━━━━━ SUPPLIED MATERIAL

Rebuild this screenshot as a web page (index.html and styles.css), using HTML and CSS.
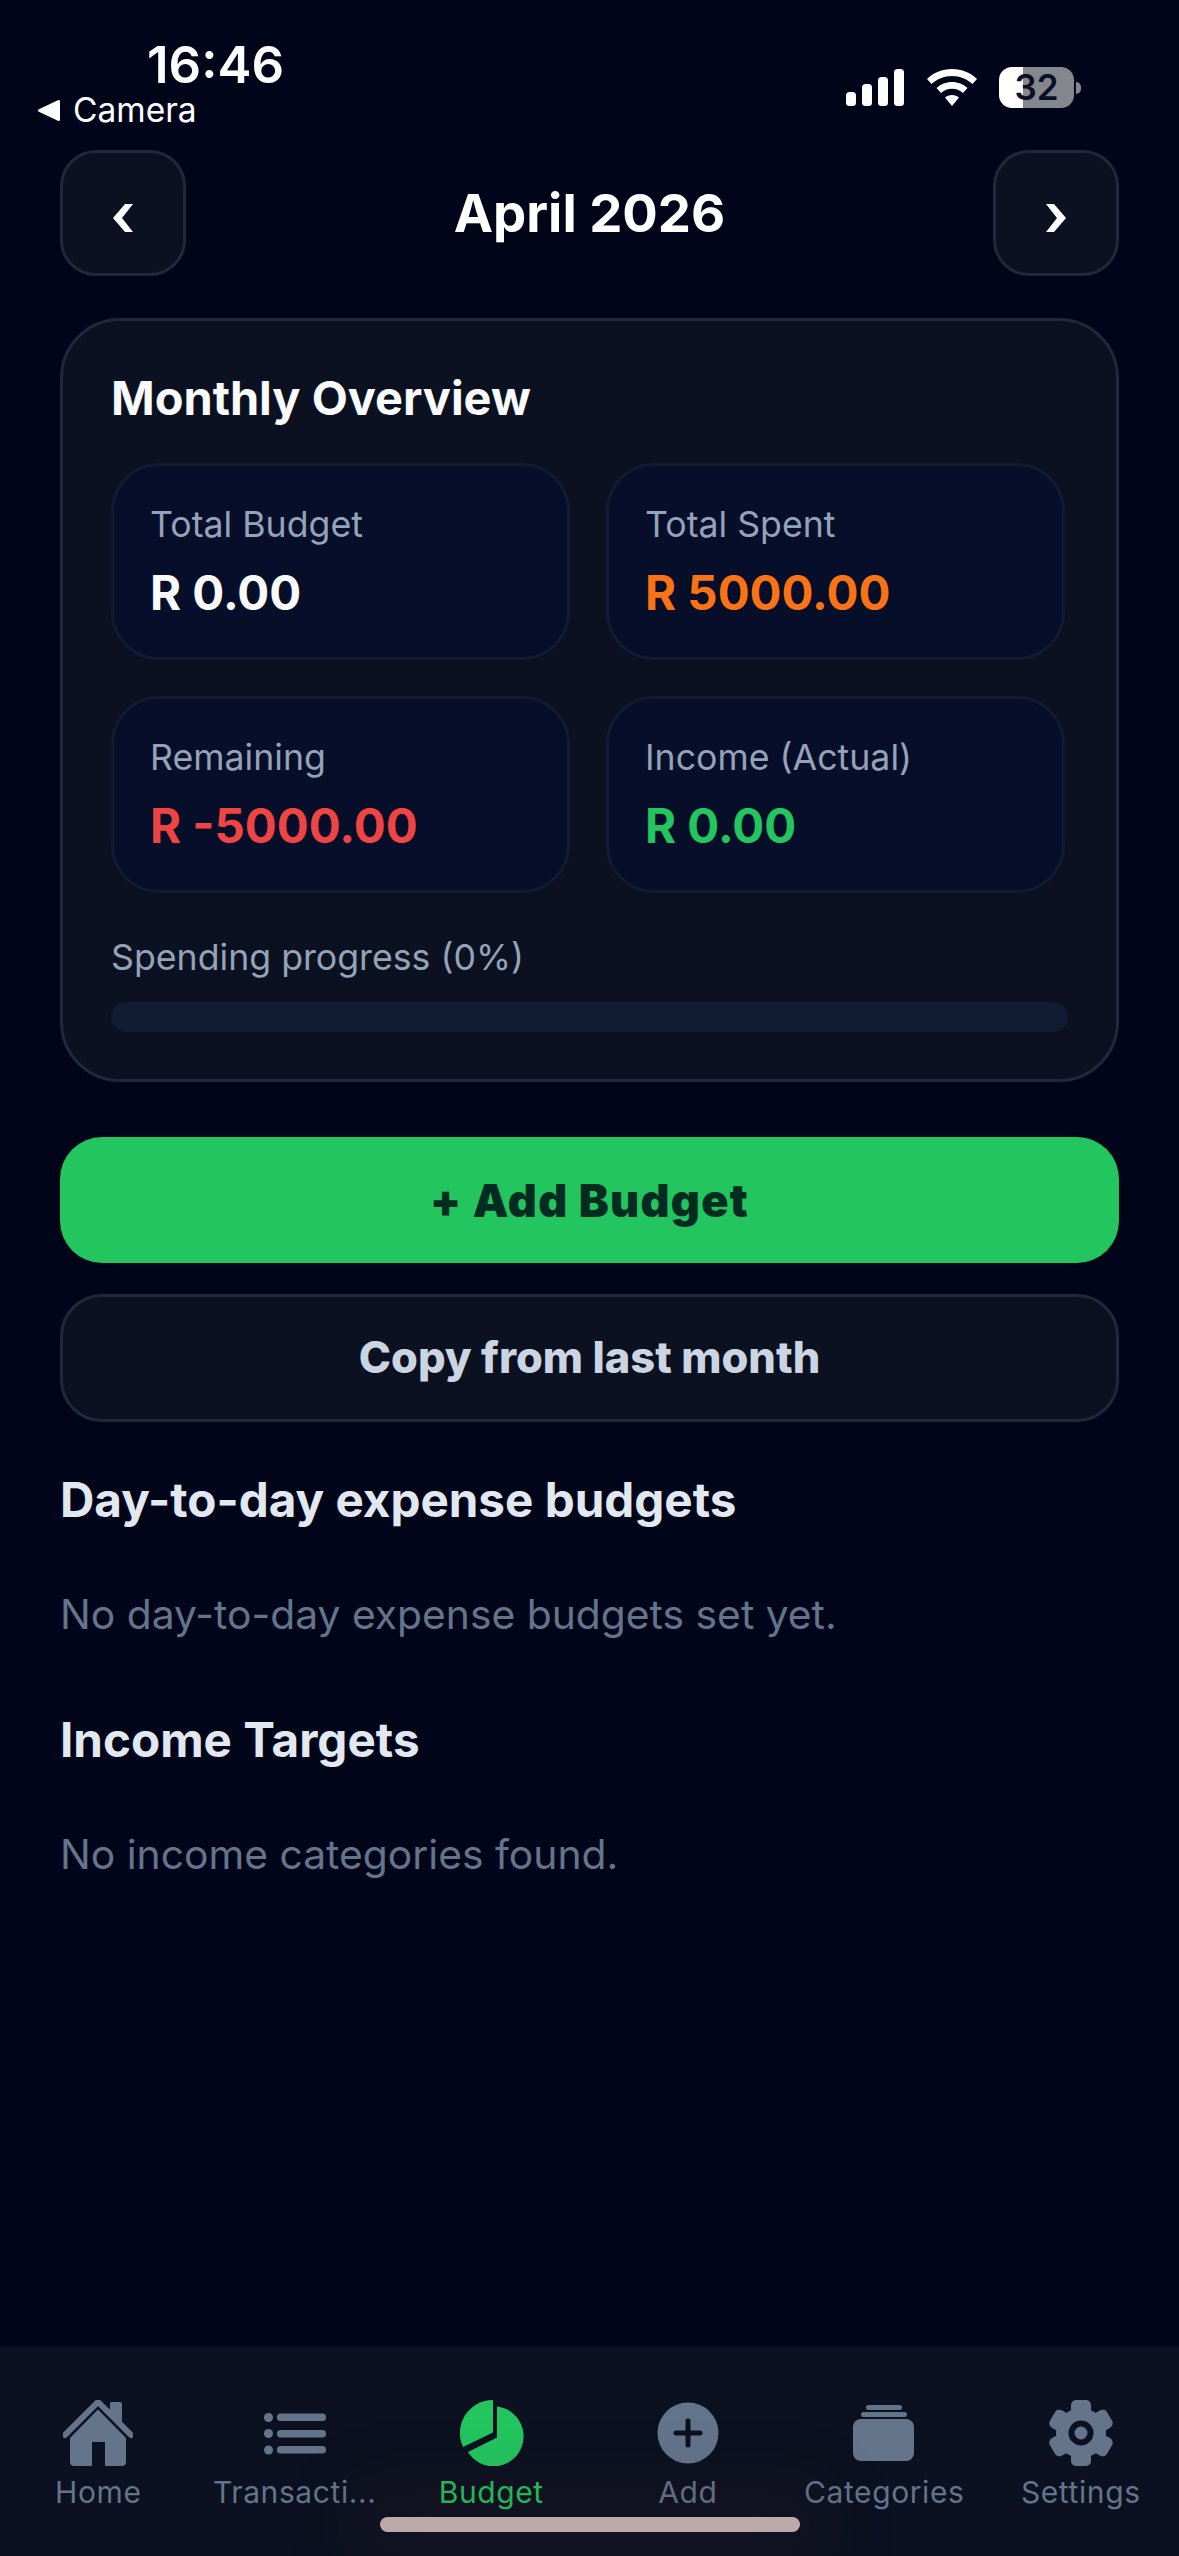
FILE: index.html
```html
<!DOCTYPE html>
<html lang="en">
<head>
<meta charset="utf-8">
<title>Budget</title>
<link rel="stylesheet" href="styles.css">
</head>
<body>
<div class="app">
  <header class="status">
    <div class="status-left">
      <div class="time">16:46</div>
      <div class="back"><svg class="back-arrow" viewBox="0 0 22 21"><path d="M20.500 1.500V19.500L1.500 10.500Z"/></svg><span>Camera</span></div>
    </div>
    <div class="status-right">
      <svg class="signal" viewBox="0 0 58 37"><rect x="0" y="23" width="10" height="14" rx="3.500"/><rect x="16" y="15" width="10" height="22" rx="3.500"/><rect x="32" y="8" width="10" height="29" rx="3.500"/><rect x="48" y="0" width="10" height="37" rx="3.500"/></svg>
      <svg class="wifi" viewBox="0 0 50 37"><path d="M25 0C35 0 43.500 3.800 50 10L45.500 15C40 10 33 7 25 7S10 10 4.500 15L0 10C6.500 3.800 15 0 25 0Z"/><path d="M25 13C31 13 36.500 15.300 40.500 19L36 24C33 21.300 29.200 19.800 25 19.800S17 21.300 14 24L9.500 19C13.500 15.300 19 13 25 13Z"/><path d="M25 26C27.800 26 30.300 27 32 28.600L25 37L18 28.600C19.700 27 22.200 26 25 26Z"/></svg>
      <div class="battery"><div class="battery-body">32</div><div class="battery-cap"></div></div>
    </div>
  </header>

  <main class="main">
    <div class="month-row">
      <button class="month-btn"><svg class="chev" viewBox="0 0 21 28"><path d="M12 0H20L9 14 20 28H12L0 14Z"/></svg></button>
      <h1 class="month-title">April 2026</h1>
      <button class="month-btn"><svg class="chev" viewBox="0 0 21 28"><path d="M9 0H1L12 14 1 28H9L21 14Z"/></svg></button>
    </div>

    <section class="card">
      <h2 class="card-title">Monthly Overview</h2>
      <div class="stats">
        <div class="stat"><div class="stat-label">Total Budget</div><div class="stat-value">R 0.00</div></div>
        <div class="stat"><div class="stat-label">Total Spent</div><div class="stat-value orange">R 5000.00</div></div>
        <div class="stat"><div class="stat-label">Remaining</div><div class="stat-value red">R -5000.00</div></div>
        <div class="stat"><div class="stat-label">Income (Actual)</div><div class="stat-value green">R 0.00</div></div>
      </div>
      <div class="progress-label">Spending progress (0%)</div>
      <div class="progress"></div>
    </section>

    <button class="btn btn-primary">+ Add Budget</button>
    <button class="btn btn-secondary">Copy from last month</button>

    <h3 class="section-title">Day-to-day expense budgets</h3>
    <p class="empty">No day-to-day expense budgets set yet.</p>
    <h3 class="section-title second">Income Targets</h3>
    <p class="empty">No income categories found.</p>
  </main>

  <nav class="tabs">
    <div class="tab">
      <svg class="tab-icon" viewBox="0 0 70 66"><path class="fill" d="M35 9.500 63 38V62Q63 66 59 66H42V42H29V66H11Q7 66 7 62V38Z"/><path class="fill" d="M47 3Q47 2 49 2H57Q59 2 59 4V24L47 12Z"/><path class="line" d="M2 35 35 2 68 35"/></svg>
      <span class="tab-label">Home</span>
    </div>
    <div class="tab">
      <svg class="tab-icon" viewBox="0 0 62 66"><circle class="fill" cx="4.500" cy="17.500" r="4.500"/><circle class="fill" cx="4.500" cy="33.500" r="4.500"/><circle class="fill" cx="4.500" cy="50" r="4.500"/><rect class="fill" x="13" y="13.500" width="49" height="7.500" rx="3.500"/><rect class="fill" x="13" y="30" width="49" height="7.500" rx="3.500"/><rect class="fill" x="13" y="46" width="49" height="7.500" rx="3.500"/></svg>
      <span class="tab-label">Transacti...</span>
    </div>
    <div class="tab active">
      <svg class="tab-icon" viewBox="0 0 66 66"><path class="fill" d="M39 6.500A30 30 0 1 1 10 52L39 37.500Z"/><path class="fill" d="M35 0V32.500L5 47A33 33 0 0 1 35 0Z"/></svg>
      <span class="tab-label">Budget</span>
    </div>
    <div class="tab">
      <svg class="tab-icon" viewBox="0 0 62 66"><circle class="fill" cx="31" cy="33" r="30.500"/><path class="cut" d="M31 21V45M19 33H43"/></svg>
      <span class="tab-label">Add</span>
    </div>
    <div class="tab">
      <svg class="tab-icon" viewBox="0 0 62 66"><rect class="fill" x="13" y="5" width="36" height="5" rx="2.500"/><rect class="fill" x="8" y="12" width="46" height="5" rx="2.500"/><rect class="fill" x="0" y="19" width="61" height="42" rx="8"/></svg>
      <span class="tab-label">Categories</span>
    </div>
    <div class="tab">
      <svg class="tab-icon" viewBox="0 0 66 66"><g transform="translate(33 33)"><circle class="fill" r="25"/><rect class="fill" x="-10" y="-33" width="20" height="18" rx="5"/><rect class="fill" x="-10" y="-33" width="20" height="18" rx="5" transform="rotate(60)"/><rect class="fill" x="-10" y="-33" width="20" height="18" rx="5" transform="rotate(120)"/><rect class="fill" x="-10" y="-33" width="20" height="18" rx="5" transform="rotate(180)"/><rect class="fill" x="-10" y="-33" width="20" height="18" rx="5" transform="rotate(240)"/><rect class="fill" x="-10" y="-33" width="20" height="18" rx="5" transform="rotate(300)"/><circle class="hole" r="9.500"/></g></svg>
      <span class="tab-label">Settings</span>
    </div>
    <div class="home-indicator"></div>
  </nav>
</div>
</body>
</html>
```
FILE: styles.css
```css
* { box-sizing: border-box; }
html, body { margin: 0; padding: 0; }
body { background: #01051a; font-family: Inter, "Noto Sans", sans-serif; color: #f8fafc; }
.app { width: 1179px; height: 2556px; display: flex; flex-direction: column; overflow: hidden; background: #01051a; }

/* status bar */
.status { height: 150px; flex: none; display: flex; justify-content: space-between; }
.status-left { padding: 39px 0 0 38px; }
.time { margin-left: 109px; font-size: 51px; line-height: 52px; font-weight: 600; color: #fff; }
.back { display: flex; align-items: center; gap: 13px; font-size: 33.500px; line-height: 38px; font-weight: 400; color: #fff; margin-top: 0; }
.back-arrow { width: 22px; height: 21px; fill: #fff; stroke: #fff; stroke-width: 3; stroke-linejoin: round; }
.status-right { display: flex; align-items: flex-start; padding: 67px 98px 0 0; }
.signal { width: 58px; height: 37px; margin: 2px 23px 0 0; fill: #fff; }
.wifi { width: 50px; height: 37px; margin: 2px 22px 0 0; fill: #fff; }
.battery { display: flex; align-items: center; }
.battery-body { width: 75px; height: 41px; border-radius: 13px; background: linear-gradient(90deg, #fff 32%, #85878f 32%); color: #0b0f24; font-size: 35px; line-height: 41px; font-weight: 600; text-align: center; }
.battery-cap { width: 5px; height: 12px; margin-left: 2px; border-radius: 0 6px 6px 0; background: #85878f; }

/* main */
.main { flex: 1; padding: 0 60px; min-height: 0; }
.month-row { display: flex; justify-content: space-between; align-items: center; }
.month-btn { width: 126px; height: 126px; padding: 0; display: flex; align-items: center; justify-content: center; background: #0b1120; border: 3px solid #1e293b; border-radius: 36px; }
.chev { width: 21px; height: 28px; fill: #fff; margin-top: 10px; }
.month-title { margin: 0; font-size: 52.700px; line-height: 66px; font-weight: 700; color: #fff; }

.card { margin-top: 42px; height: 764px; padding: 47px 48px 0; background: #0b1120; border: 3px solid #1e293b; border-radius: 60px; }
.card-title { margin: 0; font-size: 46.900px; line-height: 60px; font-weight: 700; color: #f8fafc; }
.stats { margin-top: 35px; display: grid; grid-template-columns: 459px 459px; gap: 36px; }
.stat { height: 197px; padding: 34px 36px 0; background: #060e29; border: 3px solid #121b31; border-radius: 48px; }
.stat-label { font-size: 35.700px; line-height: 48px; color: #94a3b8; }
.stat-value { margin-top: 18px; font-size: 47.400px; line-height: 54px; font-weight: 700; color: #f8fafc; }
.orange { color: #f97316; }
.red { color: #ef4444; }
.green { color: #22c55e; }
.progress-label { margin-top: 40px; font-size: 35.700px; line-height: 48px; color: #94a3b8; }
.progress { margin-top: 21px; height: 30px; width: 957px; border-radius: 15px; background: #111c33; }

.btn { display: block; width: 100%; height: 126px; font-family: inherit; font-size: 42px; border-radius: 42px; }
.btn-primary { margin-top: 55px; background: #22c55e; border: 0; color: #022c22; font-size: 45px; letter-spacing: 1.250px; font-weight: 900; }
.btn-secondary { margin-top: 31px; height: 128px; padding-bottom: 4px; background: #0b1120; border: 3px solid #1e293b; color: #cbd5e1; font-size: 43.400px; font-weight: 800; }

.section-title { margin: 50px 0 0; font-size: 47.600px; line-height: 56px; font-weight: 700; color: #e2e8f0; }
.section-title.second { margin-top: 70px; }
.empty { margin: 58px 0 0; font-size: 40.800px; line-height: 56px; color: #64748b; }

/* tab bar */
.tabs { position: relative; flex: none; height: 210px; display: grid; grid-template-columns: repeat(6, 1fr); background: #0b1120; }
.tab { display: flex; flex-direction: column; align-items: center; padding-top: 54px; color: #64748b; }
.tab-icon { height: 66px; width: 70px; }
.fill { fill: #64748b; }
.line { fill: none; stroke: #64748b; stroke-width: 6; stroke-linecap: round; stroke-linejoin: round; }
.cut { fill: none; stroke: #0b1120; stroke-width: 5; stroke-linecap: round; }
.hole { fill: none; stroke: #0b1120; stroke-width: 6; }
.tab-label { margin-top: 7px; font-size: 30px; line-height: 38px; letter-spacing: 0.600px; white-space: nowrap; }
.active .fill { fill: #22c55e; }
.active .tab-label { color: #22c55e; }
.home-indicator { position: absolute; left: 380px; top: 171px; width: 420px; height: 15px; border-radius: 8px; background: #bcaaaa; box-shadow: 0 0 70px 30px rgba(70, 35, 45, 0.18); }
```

━━━━━━━━━━

§ CHALLENGE:
From the data above, copy out every line with the string "index" in it.

§ OUTPUT:
Rebuild this screenshot as a web page (index.html and styles.css), using HTML and CSS.
FILE: index.html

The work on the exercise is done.